A homeowner who replaces an inefficient resistive electric heater with a mounted split-system reverse-cycle heater could be up for savings of around $280 per annum, while improving comfort and increasing the house’s resale value. A further annual saving of around $450 could be made by replacing electrical storage hot water with a gas-boosted solar system.
Due to the 25 per cent priority household target incorporated in the legislation, low income households may be provided with additional incentives to participate. Suppliers may need to employ specific tactics to engage these groups and overcome up-front cost barriers such as high-discount products or long-term on-bill financing. I note that there is also an opportunity for complementary programs funded by tier 2 contributions to target areas of the community that continue to face barriers to energy efficiency. These programs will be developed based on ongoing assessments of the scheme’s performance and identified areas of the community most in need.
These technologies, the technologies that will underpin our transformation to a low-carbon, energy efficient economy, are rapidly evolving. In the area of lighting, for example, it has only been in the last decade that we have seen our community change from incandescent to compact fluorescent lamps, with savings of over 80 per cent. Over the next decade we may see a second transition to LEDs.
The benefit of a market-based scheme such as the one proposed is that we, as legislators, do not need to make these technology calls ourselves. We provide an impartial, outcomes-based incentives framework based on targets for energy savings. The community will determine the range of measures it pursues. This means outcomes are necessarily the lowest cost and the highest value.

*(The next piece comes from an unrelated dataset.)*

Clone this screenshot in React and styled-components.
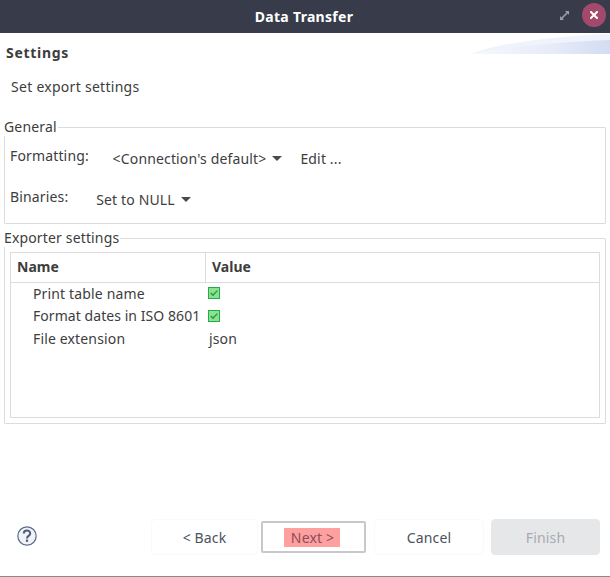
import React from 'react';
import styled, {createGlobalStyle} from 'styled-components';

const Global = createGlobalStyle`
  html, body { margin: 0; padding: 0; background: #fff; }
  body { font-family: "Noto Sans", "Open Sans", sans-serif; font-size: 14px; color: #3d3d3d; letter-spacing: 0.15px; }
`;

const Window = styled.div`
  width: 610px;
  height: 577px;
  display: flex;
  flex-direction: column;
  overflow: hidden;
  background: #fff;
  border-bottom: 1px solid #8a8a8a;
  box-sizing: border-box;
`;

const TitleBar = styled.div`
  position: relative;
  height: 33px;
  flex: none;
  display: flex;
  align-items: center;
  justify-content: center;
  padding-right: 2px;
  background: #383c4a;
  color: #fff;
  font-weight: 700;
  font-size: 14px;
  letter-spacing: 0.3px;
`;

const TitleButtons = styled.div`
  position: absolute;
  right: 4px;
  top: 3px;
  display: flex;
  align-items: center;
  gap: 13px;
`;

const CloseButton = styled.div`
  width: 24px;
  height: 24px;
  border-radius: 50%;
  background: #a34a6c;
  display: flex;
  align-items: center;
  justify-content: center;
`;

const Header = styled.div`
  position: relative;
  height: 21px;
  flex: none;
  display: flex;
  align-items: flex-end;
  padding-left: 6px;
`;

const Banner = styled.svg`
  position: absolute;
  right: 0;
  top: 1px;
`;

const HeaderTitle = styled.div`
  font-weight: 700;
  font-size: 14px;
  line-height: 20px;
  letter-spacing: 0.7px;
  position: relative;
  top: 9px;
`;

const Description = styled.div`
  margin: 23px 0 0 11px;
  line-height: 20px;
  height: 20px;
  letter-spacing: 0.28px;
`;

const Group = styled.fieldset`
  margin: ${props => props.$top}px 4px 0 4px;
  padding: 0;
  min-width: 0;
  height: ${props => props.$height}px;
  box-sizing: border-box;
  border: 1px solid #dcdcdc;
  border-radius: 1px;
`;

const GroupLegend = styled.legend`
  padding: 0;
  margin-left: -1px;
  line-height: 18px;
  padding-right: 1px;
`;

const FormRow = styled.div`
  display: flex;
  align-items: center;
  height: ${props => props.$height}px;
  margin-top: ${props => props.$top}px;
  padding-left: 5px;
`;

const FieldLabel = styled.div`
  position: relative;
  top: -3px;
  width: ${props => props.$width}px;
  flex: none;
`;

const Combo = styled.div`
  width: ${props => props.$width}px;
  height: 100%;
  flex: none;
  display: flex;
  align-items: center;
  justify-content: center;
  gap: 6px;
  box-sizing: border-box;
`;

const Caret = styled.span`
  width: 0;
  height: 0;
  border-left: 5px solid transparent;
  border-right: 5px solid transparent;
  border-top: 5px solid #4a4a4a;
`;

const Table = styled.div`
  margin: 5px 5px 0 5px;
  height: 166px;
  border: 1px solid #dcdcdc;
  box-sizing: border-box;
`;

const TableHead = styled.div`
  display: grid;
  grid-template-columns: 194px 1fr;
  height: 29px;
  border-bottom: 1px solid #dcdcdc;
  font-weight: 700;
  letter-spacing: 0;
`;

const HeadCell = styled.div`
  display: flex;
  align-items: center;
  padding: 0 0 2px 6px;
  & + & { border-left: 1px solid #dcdcdc; }
`;

const TableRow = styled.div`
  display: grid;
  grid-template-columns: 197px 1fr;
  height: 22.5px;
  padding-bottom: 2px;
  box-sizing: border-box;
  align-items: center;
`;

const NameCell = styled.div`
  padding-left: 22px;
  white-space: nowrap;
  letter-spacing: ${props => props.$tight ? 0.06 : 0.15}px;
`;

const ValueCell = styled.div`
  display: flex;
  align-items: center;
  padding-left: ${props => props.$inset || 0}px;
`;

const Footer = styled.div`
  margin-top: auto;
  height: 57px;
  display: flex;
  align-items: flex-start;
  padding-left: 17px;
  flex: none;
`;

const Help = styled.svg`
  margin: 7px 114px 0 0;
`;

const Button = styled.div`
  width: ${props => props.$width}px;
  height: 36px;
  margin-right: ${props => props.$gap}px;
  box-sizing: border-box;
  flex: none;
  display: flex;
  align-items: center;
  justify-content: center;
  border-radius: 4px;
  border: 1px solid ${props => props.$disabled ? '#e6e7e9' : '#fafafa'};
  background: ${props => props.$disabled ? '#e6e7e9' : '#fff'};
  color: ${props => props.$disabled ? '#a9abaf' : '#4a5260'};
`;

const DefaultButton = styled(Button)`
  height: 32px;
  margin-top: 2px;
  border: 2px solid #c8c8c8;
  border-radius: 2px;
`;

const Highlight = styled.span`
  background: #ffa0a0;
  color: #8a4f58;
  line-height: 19px;
  padding: 0 6px 0 7px;
  margin-right: 3px;
`;

const CheckBox = () => (
  <svg width="12" height="12" viewBox="0 0 12 12">
    <rect x="0.5" y="0.5" width="11" height="11" fill="#8ce08e" stroke="#1fae4b" />
    <path d="M2.8 6 L5 8.2 L9.3 3.6" fill="none" stroke="#1c9a40" strokeWidth="1.3" />
  </svg>
);

const App = () => (
  <Window>
    <Global />
    <TitleBar>
      Data Transfer
      <TitleButtons>
        <svg width="9" height="9" viewBox="0 0 9 9">
          <path d="M5 0h4v4L7.6 2.6 2.6 7.6 4 9H0V5l1.4 1.4 5-5z" fill="#9a9ca3" />
        </svg>
        <CloseButton>
          <svg width="8" height="8" viewBox="0 0 8 8">
            <path d="M1 1l6 6M7 1L1 7" stroke="#fff" strokeWidth="2" strokeLinecap="square" />
          </svg>
        </CloseButton>
      </TitleButtons>
    </TitleBar>
    <Header>
      <Banner width="139" height="20" viewBox="0 0 139 20">
        <defs>
          <linearGradient id="bannerFade" x1="0" x2="1" y1="0" y2="0">
            <stop offset="0" stopColor="#f7f9fd" />
            <stop offset="0.6" stopColor="#e6ebf8" />
            <stop offset="1" stopColor="#d3dcf3" />
          </linearGradient>
        </defs>
        <path d="M0 20C30 8 90 2 139 0V20Z" fill="#f0f3fb" />
        <path d="M0 20C40 12 90 8 139 6V20Z" fill="url(#bannerFade)" />
      </Banner>
      <HeaderTitle>Settings</HeaderTitle>
    </Header>
    <Description>Set export settings</Description>
    <Group $top={21} $height={106}>
      <GroupLegend>General</GroupLegend>
      <FormRow $height={35} $top={5}>
        <FieldLabel $width={89}>Formatting:</FieldLabel>
        <Combo $width={197}>&lt;Connection's default&gt;<Caret /></Combo>
        <Combo $width={50}>Edit ...</Combo>
      </FormRow>
      <FormRow $height={41} $top={3}>
        <FieldLabel $width={71}>Binaries:</FieldLabel>
        <Combo $width={125}>Set to NULL<Caret /></Combo>
      </FormRow>
    </Group>
    <Group $top={5} $height={195}>
      <GroupLegend>Exporter settings</GroupLegend>
      <Table>
        <TableHead>
          <HeadCell>Name</HeadCell>
          <HeadCell>Value</HeadCell>
        </TableHead>
        <TableRow>
          <NameCell>Print table name</NameCell>
          <ValueCell><CheckBox /></ValueCell>
        </TableRow>
        <TableRow>
          <NameCell $tight>Format dates in ISO 8601</NameCell>
          <ValueCell><CheckBox /></ValueCell>
        </TableRow>
        <TableRow>
          <NameCell>File extension</NameCell>
          <ValueCell $inset={1}>json</ValueCell>
        </TableRow>
      </Table>
    </Group>
    <Footer>
      <Help width="20" height="20" viewBox="0 0 20 20">
        <circle cx="10" cy="10" r="9.2" fill="#f2f3f6" stroke="#5b6b8c" strokeWidth="1.2" />
        <path d="M6.8 7.6c0-4 6.4-4 6.4-.2 0 2.6-3.2 2.4-3.2 5" fill="none" stroke="#4d5c7c" strokeWidth="2" />
        <rect x="8.9" y="13.6" width="2.2" height="2.2" fill="#4d5c7c" />
      </Help>
      <Button $width={107} $gap={3}>&lt; Back</Button>
      <DefaultButton $width={105} $gap={8}><Highlight>Next &gt;</Highlight></DefaultButton>
      <Button $width={110} $gap={7}>Cancel</Button>
      <Button $width={109} $gap={0} $disabled>Finish</Button>
    </Footer>
  </Window>
);

export default App;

This flexibility responsiveness demands a robust but equally flexible legislative framework. In this context, I draw members’ attention to the following features of the legislation that will underpin its success. A range of eligible measures under the scheme is set by the minister by notifiable instrument to allow for activities demonstrated in other jurisdictions to be rapidly adopted for the benefit of the territory. A provision will be included for electricity suppliers to apply to the scheme administrator to have novel, project-based initiatives accredited. This may support wide-scale deployment of technologies or behaviour change projects to be incorporated over time.
The energy savings contribution rate is set by disallowable instrument. This will allow the Assembly to respond rapidly to technology or other market changes to adjust contributions for tier 2 suppliers so as to offset any potential competition effects. The energy savings targets set for the scheme as a whole are based on this expected amount of greenhouse gas savings achievable. A target of seven per cent applies in 2013, 13 per cent in 2014 and 14 per cent in 2015. These targets, while fixed to provide certainty for participating suppliers, can be adjusted in response to unforeseen challenges or opportunities that may emerge.